Instructions to follow –
Return all of the data exactly as written, without the pictures.

┌────────

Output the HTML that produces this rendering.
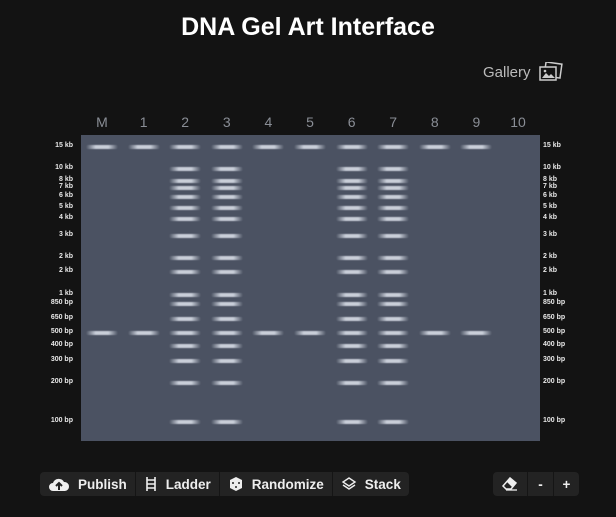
<!DOCTYPE html>
<html><head><meta charset="utf-8"><style>
body{margin:0;width:616px;height:517px;background:#131313;font-family:"Liberation Sans",sans-serif;position:relative;overflow:hidden;color:#fff}
h1{position:absolute;top:13px;left:0;width:616px;text-align:center;margin:0;font-size:25px;font-weight:bold;color:#fff}
.gal{position:absolute;left:483px;top:64px;font-size:15px;color:#bbb}
.gel{position:absolute;left:81px;top:135px;width:459px;height:306px;background:#4b5262}
.ln{position:absolute;top:114px;font-size:14px;color:#8a8e96;width:30px;text-align:center}
.lb{position:absolute;font-size:7px;font-weight:bold;color:#e8e8e8;white-space:nowrap}
.band{position:absolute;width:32px;height:4px;border-radius:2px;background:linear-gradient(90deg,rgba(210,215,225,0),rgba(215,220,230,.9) 30%,rgba(215,220,230,.9) 70%,rgba(210,215,225,0));filter:blur(0.6px)}
.grp{position:absolute;top:472px;height:24px;display:flex;background:#232323;border-radius:4px}
.btn{display:flex;align-items:center;gap:8px;padding:0 8px;font-size:13.5px;font-weight:bold;color:#eee;border-right:1px solid #151515}
.btn:last-child{border-right:none}
</style></head><body>
<h1>DNA Gel Art Interface</h1>
<div class="gal">Gallery</div>
<svg style="position:absolute;left:539px;top:62px" width="24" height="20" viewBox="0 0 24 20"><rect x="6" y="1" width="16" height="14" transform="rotate(8 14 8)" fill="none" stroke="#ccc" stroke-width="1.5"/><rect x="1" y="5" width="16" height="13" fill="#131313" stroke="#ccc" stroke-width="1.5"/><path d="M3 16l4-5 3 3 2-2 4 4z" fill="#ccc"/><circle cx="6" cy="9" r="1.3" fill="#ccc"/></svg>
<div class="gel" id="gel"></div>
<div id="x"></div>
<div class="grp" style="left:40px">
<div class="btn"><svg width="22" height="16" viewBox="0 0 22 16"><path d="M5 15a4 4 0 0 1 0-8 6 6 0 0 1 11-1 4.5 4.5 0 0 1 1 9z" fill="#eee"/><path d="M11 14V8M8 10l3-3 3 3" stroke="#232323" stroke-width="2" fill="none"/></svg>Publish</div>
<div class="btn"><svg width="14" height="16" viewBox="0 0 14 16"><path d="M3 1v14M11 1v14M3 4h8M3 8h8M3 12h8" stroke="#eee" stroke-width="1.6" fill="none"/></svg>Ladder</div>
<div class="btn"><svg width="16" height="16" viewBox="0 0 16 16"><path d="M8 1l6 3v8l-6 3-6-3V4z" fill="#eee"/><circle cx="5" cy="7" r="1" fill="#232323"/><circle cx="11" cy="7" r="1" fill="#232323"/><circle cx="8" cy="11" r="1" fill="#232323"/></svg>Randomize</div>
<div class="btn"><svg width="16" height="16" viewBox="0 0 16 16"><path d="M8 2l6 4-6 4-6-4z" fill="none" stroke="#eee" stroke-width="1.4"/><path d="M2 9l6 4 6-4" fill="none" stroke="#eee" stroke-width="1.4"/></svg>Stack</div>
</div>
<div class="grp" style="left:493px;width:86px">
<div class="btn" style="width:20px;justify-content:center"><svg width="18" height="14" viewBox="0 0 18 14"><path d="M9 1l6 5-5 6H5L2 9z" fill="none" stroke="#eee" stroke-width="1.5"/><path d="M9 1l6 5-4 4-5-5z" fill="#eee"/><path d="M5 13h11" stroke="#eee" stroke-width="1.3"/></svg></div>
<div class="btn" style="width:10px;justify-content:center">-</div>
<div class="btn" style="width:10px;justify-content:center">+</div>
</div>
<script>
var ys=[[147,'15 kb'],[169,'10 kb'],[181,'8 kb'],[188,'7 kb'],[197,'6 kb'],[208,'5 kb'],[219,'4 kb'],[236,'3 kb'],[258,'2 kb'],[272,'2 kb'],[295,'1 kb'],[304,'850 bp'],[319,'650 bp'],[333,'500 bp'],[346,'400 bp'],[361,'300 bp'],[383,'200 bp'],[422,'100 bp']];
var names=['M','1','2','3','4','5','6','7','8','9','10'];var h='',g='';
for(var i=0;i<11;i++){var cx=102+i*41.6;h+='<div class="ln" style="left:'+(cx-15)+'px">'+names[i]+'</div>';
var full=(i==2||i==3||i==6||i==7);
for(var j=0;j<ys.length;j++){if(i==10)break;if(full||j==0||j==13)g+='<div class="band" style="left:'+(cx-81-16)+'px;top:'+(ys[j][0]-135-2)+'px"></div>';}}
for(var j=0;j<ys.length;j++){h+='<div class="lb" style="right:543px;top:'+(ys[j][0]-5)+'px">'+ys[j][1]+'</div><div class="lb" style="left:543px;top:'+(ys[j][0]-5)+'px">'+ys[j][1]+'</div>';}
document.getElementById('x').innerHTML=h;document.getElementById('gel').innerHTML=g;
</script>
</body></html>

└────────

Correct result –
Output the HTML that produces this rendering.
<!DOCTYPE html>
<html><head><meta charset="utf-8"><style>
body{margin:0;width:616px;height:517px;background:#131313;font-family:"Liberation Sans",sans-serif;position:relative;overflow:hidden;color:#fff}
h1{position:absolute;top:13px;left:0;width:616px;text-align:center;margin:0;font-size:25px;font-weight:bold;color:#fff}
.gal{position:absolute;left:483px;top:64px;font-size:15px;color:#bbb}
.gel{position:absolute;left:81px;top:135px;width:459px;height:306px;background:#4b5262}
.ln{position:absolute;top:114px;font-size:14px;color:#8a8e96;width:30px;text-align:center}
.lb{position:absolute;font-size:7px;font-weight:bold;color:#e8e8e8;white-space:nowrap}
.band{position:absolute;width:32px;height:4px;border-radius:2px;background:linear-gradient(90deg,rgba(210,215,225,0),rgba(215,220,230,.9) 30%,rgba(215,220,230,.9) 70%,rgba(210,215,225,0));filter:blur(0.6px)}
.grp{position:absolute;top:472px;height:24px;display:flex;background:#232323;border-radius:4px}
.btn{display:flex;align-items:center;gap:8px;padding:0 8px;font-size:13.5px;font-weight:bold;color:#eee;border-right:1px solid #151515}
.btn:last-child{border-right:none}
</style></head><body>
<h1>DNA Gel Art Interface</h1>
<div class="gal">Gallery</div>
<svg style="position:absolute;left:539px;top:62px" width="24" height="20" viewBox="0 0 24 20"><rect x="6" y="1" width="16" height="14" transform="rotate(8 14 8)" fill="none" stroke="#ccc" stroke-width="1.5"/><rect x="1" y="5" width="16" height="13" fill="#131313" stroke="#ccc" stroke-width="1.5"/><path d="M3 16l4-5 3 3 2-2 4 4z" fill="#ccc"/><circle cx="6" cy="9" r="1.3" fill="#ccc"/></svg>
<div class="gel" id="gel"></div>
<div id="x"></div>
<div class="grp" style="left:40px">
<div class="btn"><svg width="22" height="16" viewBox="0 0 22 16"><path d="M5 15a4 4 0 0 1 0-8 6 6 0 0 1 11-1 4.5 4.5 0 0 1 1 9z" fill="#eee"/><path d="M11 14V8M8 10l3-3 3 3" stroke="#232323" stroke-width="2" fill="none"/></svg>Publish</div>
<div class="btn"><svg width="14" height="16" viewBox="0 0 14 16"><path d="M3 1v14M11 1v14M3 4h8M3 8h8M3 12h8" stroke="#eee" stroke-width="1.6" fill="none"/></svg>Ladder</div>
<div class="btn"><svg width="16" height="16" viewBox="0 0 16 16"><path d="M8 1l6 3v8l-6 3-6-3V4z" fill="#eee"/><circle cx="5" cy="7" r="1" fill="#232323"/><circle cx="11" cy="7" r="1" fill="#232323"/><circle cx="8" cy="11" r="1" fill="#232323"/></svg>Randomize</div>
<div class="btn"><svg width="16" height="16" viewBox="0 0 16 16"><path d="M8 2l6 4-6 4-6-4z" fill="none" stroke="#eee" stroke-width="1.4"/><path d="M2 9l6 4 6-4" fill="none" stroke="#eee" stroke-width="1.4"/></svg>Stack</div>
</div>
<div class="grp" style="left:493px;width:86px">
<div class="btn" style="width:20px;justify-content:center"><svg width="18" height="14" viewBox="0 0 18 14"><path d="M9 1l6 5-5 6H5L2 9z" fill="none" stroke="#eee" stroke-width="1.5"/><path d="M9 1l6 5-4 4-5-5z" fill="#eee"/><path d="M5 13h11" stroke="#eee" stroke-width="1.3"/></svg></div>
<div class="btn" style="width:10px;justify-content:center">-</div>
<div class="btn" style="width:10px;justify-content:center">+</div>
</div>
<script>
var ys=[[147,'15 kb'],[169,'10 kb'],[181,'8 kb'],[188,'7 kb'],[197,'6 kb'],[208,'5 kb'],[219,'4 kb'],[236,'3 kb'],[258,'2 kb'],[272,'2 kb'],[295,'1 kb'],[304,'850 bp'],[319,'650 bp'],[333,'500 bp'],[346,'400 bp'],[361,'300 bp'],[383,'200 bp'],[422,'100 bp']];
var names=['M','1','2','3','4','5','6','7','8','9','10'];var h='',g='';
for(var i=0;i<11;i++){var cx=102+i*41.6;h+='<div class="ln" style="left:'+(cx-15)+'px">'+names[i]+'</div>';
var full=(i==2||i==3||i==6||i==7);
for(var j=0;j<ys.length;j++){if(i==10)break;if(full||j==0||j==13)g+='<div class="band" style="left:'+(cx-81-16)+'px;top:'+(ys[j][0]-135-2)+'px"></div>';}}
for(var j=0;j<ys.length;j++){h+='<div class="lb" style="right:543px;top:'+(ys[j][0]-5)+'px">'+ys[j][1]+'</div><div class="lb" style="left:543px;top:'+(ys[j][0]-5)+'px">'+ys[j][1]+'</div>';}
document.getElementById('x').innerHTML=h;document.getElementById('gel').innerHTML=g;
</script>
</body></html>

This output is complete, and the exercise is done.